You can use an existing C parser for Java. It does a lot more than parsing header files, of course, but that shouldn't hurt you.
We use the parser from the Eclipse CDT project. This is an Eclipse plugin, but we sucessfully use it outside of Eclipse, we just have to bundle 3 JAR files of Eclipse with the parser JAR.
To use the CDT parser, start with an implementation of org.eclipse.cdt.core.model.ILanguage
, for example org.eclipse.cdt.core.dom.ast.gnu.c.GCCLanguage
. You can call getTranslationUnit
on it, passing the code and some helper stuff. A code file is represented by a org.eclipse.cdt.core.parser.FileContent
instance (at least in CDT7, this seems to change a lot). The easiest way to create such an object is FileContent.createForExternalFileLocation(filename)

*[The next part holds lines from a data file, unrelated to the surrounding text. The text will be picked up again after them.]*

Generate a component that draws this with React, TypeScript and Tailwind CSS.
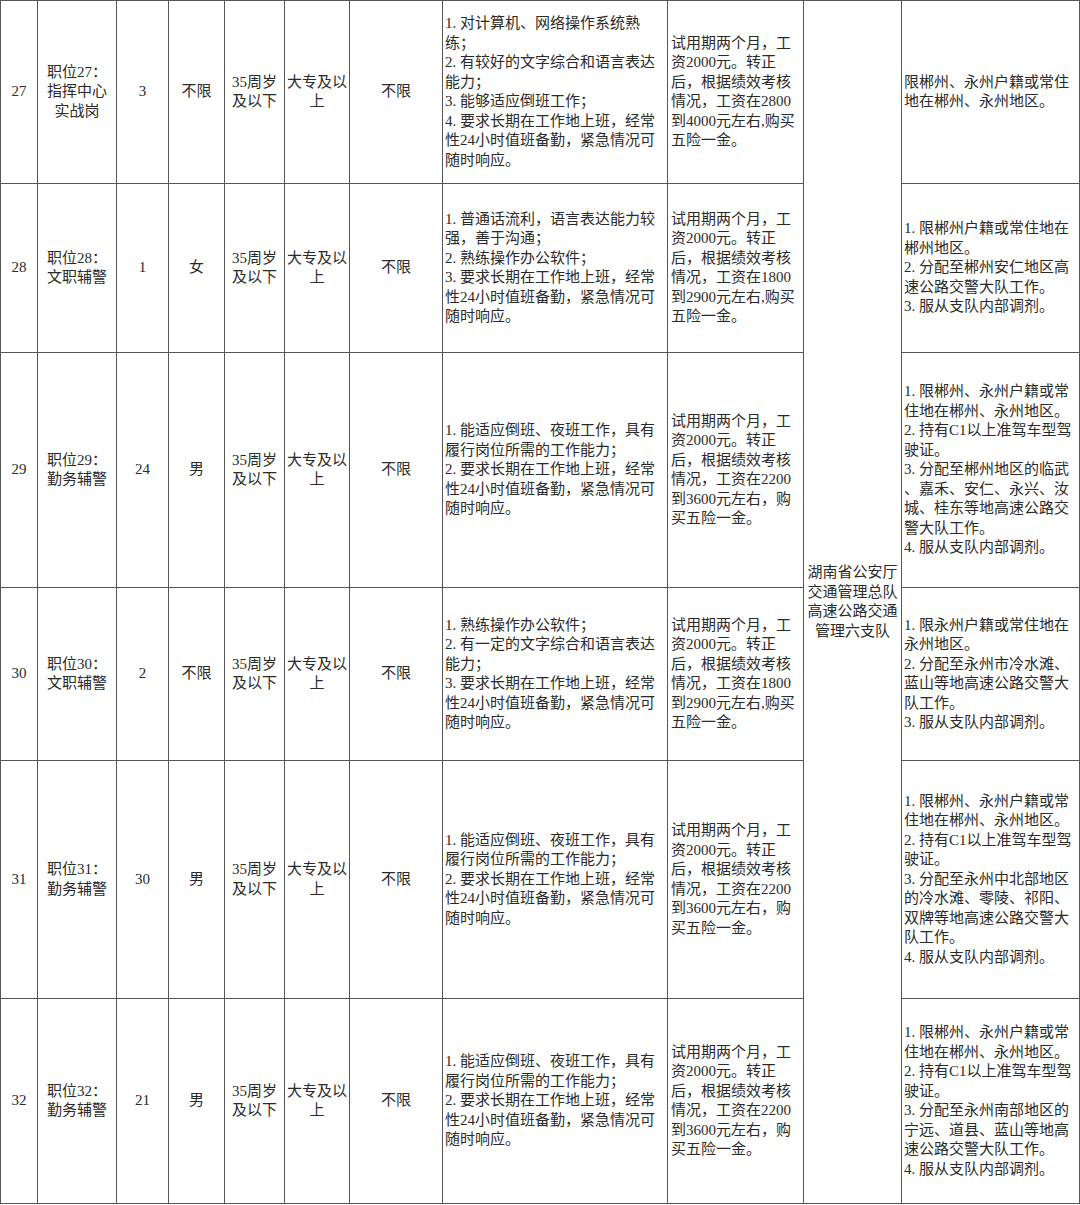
const REQ_A = [
  "1. 能适应倒班、夜班工作，具有",
  "履行岗位所需的工作能力；",
  "2. 要求长期在工作地上班，经常",
  "性24小时值班备勤，紧急情况可",
  "随时响应。",
]

const PAY_A = [
  "试用期两个月，工",
  "资2000元。转正",
  "后，根据绩效考核",
  "情况，工资在2200",
  "到3600元左右，购",
  "买五险一金。",
]

const PAY_B = [
  "试用期两个月，工",
  "资2000元。转正",
  "后，根据绩效考核",
  "情况，工资在1800",
  "到2900元左右,购买",
  "五险一金。",
]

type Row = {
  no: string
  title: string[]
  count: string
  sex: string
  req: string[]
  pay: string[]
  note: string[]
  h: string
}

const ROWS: Row[] = [
  {
    no: "27",
    title: ["职位27：", "指挥中心", "实战岗"],
    count: "3",
    sex: "不限",
    req: [
      "1. 对计算机、网络操作系统熟",
      "练；",
      "2. 有较好的文字综合和语言表达",
      "能力；",
      "3. 能够适应倒班工作；",
      "4. 要求长期在工作地上班，经常",
      "性24小时值班备勤，紧急情况可",
      "随时响应。",
    ],
    pay: [
      "试用期两个月，工",
      "资2000元。转正",
      "后，根据绩效考核",
      "情况，工资在2800",
      "到4000元左右,购买",
      "五险一金。",
    ],
    note: ["限郴州、永州户籍或常住", "地在郴州、永州地区。"],
    h: "h-[183px]",
  },
  {
    no: "28",
    title: ["职位28：", "文职辅警"],
    count: "1",
    sex: "女",
    req: [
      "1. 普通话流利，语言表达能力较",
      "强，善于沟通；",
      "2. 熟练操作办公软件；",
      "3. 要求长期在工作地上班，经常",
      "性24小时值班备勤，紧急情况可",
      "随时响应。",
    ],
    pay: PAY_B,
    note: [
      "1. 限郴州户籍或常住地在",
      "郴州地区。",
      "2. 分配至郴州安仁地区高",
      "速公路交警大队工作。",
      "3. 服从支队内部调剂。",
    ],
    h: "h-[169px]",
  },
  {
    no: "29",
    title: ["职位29：", "勤务辅警"],
    count: "24",
    sex: "男",
    req: REQ_A,
    pay: PAY_A,
    note: [
      "1. 限郴州、永州户籍或常",
      "住地在郴州、永州地区。",
      "2. 持有C1以上准驾车型驾",
      "驶证。",
      "3. 分配至郴州地区的临武",
      "、嘉禾、安仁、永兴、汝",
      "城、桂东等地高速公路交",
      "警大队工作。",
      "4. 服从支队内部调剂。",
    ],
    h: "h-[235px]",
  },
  {
    no: "30",
    title: ["职位30：", "文职辅警"],
    count: "2",
    sex: "不限",
    req: [
      "1. 熟练操作办公软件；",
      "2. 有一定的文字综合和语言表达",
      "能力；",
      "3. 要求长期在工作地上班，经常",
      "性24小时值班备勤，紧急情况可",
      "随时响应。",
    ],
    pay: PAY_B,
    note: [
      "1. 限永州户籍或常住地在",
      "永州地区。",
      "2. 分配至永州市冷水滩、",
      "蓝山等地高速公路交警大",
      "队工作。",
      "3. 服从支队内部调剂。",
    ],
    h: "h-[173px]",
  },
  {
    no: "31",
    title: ["职位31：", "勤务辅警"],
    count: "30",
    sex: "男",
    req: REQ_A,
    pay: PAY_A,
    note: [
      "1. 限郴州、永州户籍或常",
      "住地在郴州、永州地区。",
      "2. 持有C1以上准驾车型驾",
      "驶证。",
      "3. 分配至永州中北部地区",
      "的冷水滩、零陵、祁阳、",
      "双牌等地高速公路交警大",
      "队工作。",
      "4. 服从支队内部调剂。",
    ],
    h: "h-[238px]",
  },
  {
    no: "32",
    title: ["职位32：", "勤务辅警"],
    count: "21",
    sex: "男",
    req: REQ_A,
    pay: PAY_A,
    note: [
      "1. 限郴州、永州户籍或常",
      "住地在郴州、永州地区。",
      "2. 持有C1以上准驾车型驾",
      "驶证。",
      "3. 分配至永州南部地区的",
      "宁远、道县、蓝山等地高",
      "速公路交警大队工作。",
      "4. 服从支队内部调剂。",
    ],
    h: "h-[205px]",
  },
]

const UNIT = ["湖南省公安厅", "交通管理总队", "高速公路交通", "管理六支队"]

const WIDTHS = [37, 79, 52, 56, 60, 65, 93, 225, 136, 98, 178]

function Lines({ lines }: { lines: string[] }) {
  return (
    <>
      {lines.map((l, i) => (
        <div key={i} className="whitespace-nowrap">
          {l}
        </div>
      ))}
    </>
  )
}

const td = "border border-[#555] align-middle p-0"

export default function App() {
  return (
    <div className="w-[1080px] h-[1205px] bg-white overflow-hidden font-['Liberation_Serif','Noto_Sans_CJK_SC',serif] text-[15px] leading-[19.5px] text-[#2a2a2a]">
      <table className="table-fixed border-collapse w-[1079px]">
        <colgroup>
          {WIDTHS.map((w, i) => (
            <col key={i} style={{ width: w }} />
          ))}
        </colgroup>
        <tbody>
          {ROWS.map((r, idx) => (
            <tr key={r.no} className={r.h}>
              <td className={`${td} text-center`}>{r.no}</td>
              <td className={`${td} text-center`}>
                <Lines lines={r.title} />
              </td>
              <td className={`${td} text-center`}>{r.count}</td>
              <td className={`${td} text-center`}>{r.sex}</td>
              <td className={`${td} text-center`}>
                <Lines lines={["35周岁", "及以下"]} />
              </td>
              <td className={`${td} text-center`}>
                <Lines lines={["大专及以", "上"]} />
              </td>
              <td className={`${td} text-center`}>不限</td>
              <td className={`${td} text-left pl-[2px]`}>
                <Lines lines={r.req} />
              </td>
              <td className={`${td} text-left pl-[3px]`}>
                <Lines lines={r.pay} />
              </td>
              {idx === 0 && (
                <td rowSpan={6} className={`${td} text-center`}>
                  <Lines lines={UNIT} />
                </td>
              )}
              <td className={`${td} text-left pl-[2px]`}>
                <Lines lines={r.note} />
              </td>
            </tr>
          ))}
        </tbody>
      </table>
    </div>
  )
}
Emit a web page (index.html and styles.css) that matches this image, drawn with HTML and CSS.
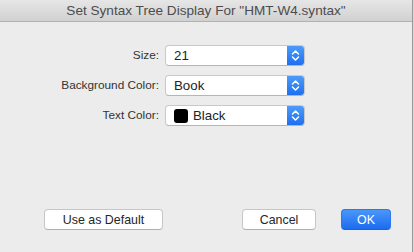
FILE: index.html
```html
<!DOCTYPE html>
<html lang="en">
<head>
    <meta charset="UTF-8">
    <title>Set Syntax Tree Display</title>
    <link rel="stylesheet" href="styles.css">
</head>
<body>
    <div class="window">
        <div class="titlebar">Set Syntax Tree Display For "HMT-W4.syntax"</div>
        <div class="content">
            <div class="form">
                <label>Size:</label>
                <div class="popup">
                    <span class="value">21</span>
                    <span class="arrows">
                        <svg width="9" height="13" viewBox="0 0 9 13"><path d="M1.5 5 L4.5 2 L7.5 5 M1.5 8 L4.5 11 L7.5 8" fill="none" stroke="#fff" stroke-width="1.5" stroke-linecap="round" stroke-linejoin="round"/></svg>
                    </span>
                </div>
                <label>Background Color:</label>
                <div class="popup">
                    <span class="value">Book</span>
                    <span class="arrows">
                        <svg width="9" height="13" viewBox="0 0 9 13"><path d="M1.5 5 L4.5 2 L7.5 5 M1.5 8 L4.5 11 L7.5 8" fill="none" stroke="#fff" stroke-width="1.5" stroke-linecap="round" stroke-linejoin="round"/></svg>
                    </span>
                </div>
                <label>Text Color:</label>
                <div class="popup">
                    <span class="value"><span class="swatch"></span>Black</span>
                    <span class="arrows">
                        <svg width="9" height="13" viewBox="0 0 9 13"><path d="M1.5 5 L4.5 2 L7.5 5 M1.5 8 L4.5 11 L7.5 8" fill="none" stroke="#fff" stroke-width="1.5" stroke-linecap="round" stroke-linejoin="round"/></svg>
                    </span>
                </div>
            </div>
            <div class="buttons">
                <button class="btn default-btn">Use as Default</button>
                <div class="right-buttons">
                    <button class="btn">Cancel</button>
                    <button class="btn ok">OK</button>
                </div>
            </div>
        </div>
    </div>
</body>
</html>
```

FILE: styles.css
```css
body {
    margin: 0;
    width: 414px;
    height: 252px;
    overflow: hidden;
    background-color: #d6d6d6;
    font-family: "Liberation Sans", Arial, sans-serif;
    font-size: 13px;
    color: #262626;
}

.window {
    width: 413px;
    height: 252px;
    background-color: #ececec;
    border-right: 1px solid #9a9a9a;
    box-sizing: border-box;
    display: flex;
    flex-direction: column;
}

.titlebar {
    height: 21px;
    line-height: 21px;
    text-align: center;
    background: linear-gradient(#e6e6e6, #d1d1d1);
    border-bottom: 1px solid #b1b1b1;
    color: #4d4d4d;
    font-size: 13.6px;
    flex-shrink: 0;
}

.content {
    flex: 1;
    display: flex;
    flex-direction: column;
}

.form {
    display: grid;
    grid-template-columns: 159px 140px;
    column-gap: 6px;
    row-gap: 9px;
    padding-top: 23px;
}

.form label {
    text-align: right;
    line-height: 21px;
    font-size: 11.8px;
    color: #333;
}

.popup {
    height: 21px;
    box-sizing: border-box;
    background-color: #fff;
    border: 1px solid #c9c9c9;
    border-bottom-color: #b5b5b5;
    border-radius: 4px;
    display: flex;
    align-items: stretch;
    overflow: hidden;
}

.popup .value {
    flex: 1;
    display: flex;
    align-items: center;
    padding-left: 8px;
    font-size: 13.3px;
    color: #222;
}

.swatch {
    width: 14px;
    height: 14px;
    background-color: #000;
    border-radius: 3px;
    margin-right: 5px;
}

.arrows {
    width: 17px;
    background: linear-gradient(#4c9bfa, #1f6ff0);
    display: flex;
    align-items: center;
    justify-content: center;
}

.buttons {
    margin-top: auto;
    margin-bottom: 22px;
    display: flex;
    justify-content: space-between;
    padding: 0 21px 0 44px;
}

.right-buttons {
    display: flex;
    gap: 25px;
}

.btn {
    font-family: "Liberation Sans", Arial, sans-serif;
    font-size: 12.4px;
    height: 21px;
    padding: 0;
    background-color: #fff;
    color: #262626;
    border: 1px solid #c6c6c6;
    border-bottom-color: #afafaf;
    border-radius: 4px;
}

.default-btn {
    width: 119px;
}

.right-buttons .btn {
    width: 74px;
}

.right-buttons .ok {
    width: 50px;
    color: #fff;
    background: linear-gradient(#4a97f8, #1b6cf0);
    border-color: #2a78ef;
    border-bottom-color: #1f62d8;
}
```
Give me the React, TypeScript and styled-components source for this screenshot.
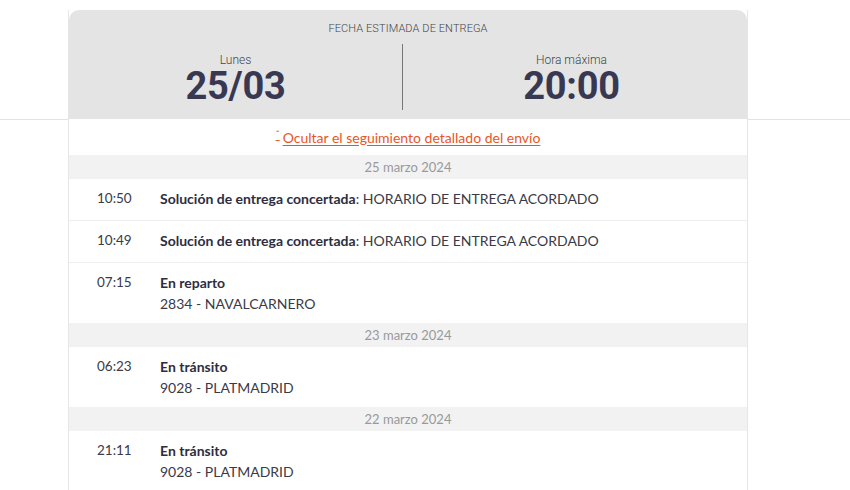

or FileContent.create(filename, content)
. This way you don't need to care about the Eclipse IFile
stuff, which seems to work only within projects and workspaces.
The IASTTranslationUnit
you get back represents the whole AST of the file. All the nodes therein are instances of IASTSomething
types, for example IASTDeclaration
etc. You can implement your own subclass of org.eclipse.cdt.core.dom.ast.ASTVisitor
to iterate through the AST using the visitor pattern. If you need further help, just ask.
The JAR files we use are org.eclipse.cdt.core.jar
, org.eclipse.core.resources.jar
, org.eclipse.equinox.common.jar
, and org.eclipse.osgi.jar
.
Edit: I had found a paper which contains source code snippets for this:
"Using the Eclipse C/C++ Development Tooling as a Robust, Fully Functional, Actively Maintained, Open Source C++ Parser", but it is no longer available online (only as a shortened version).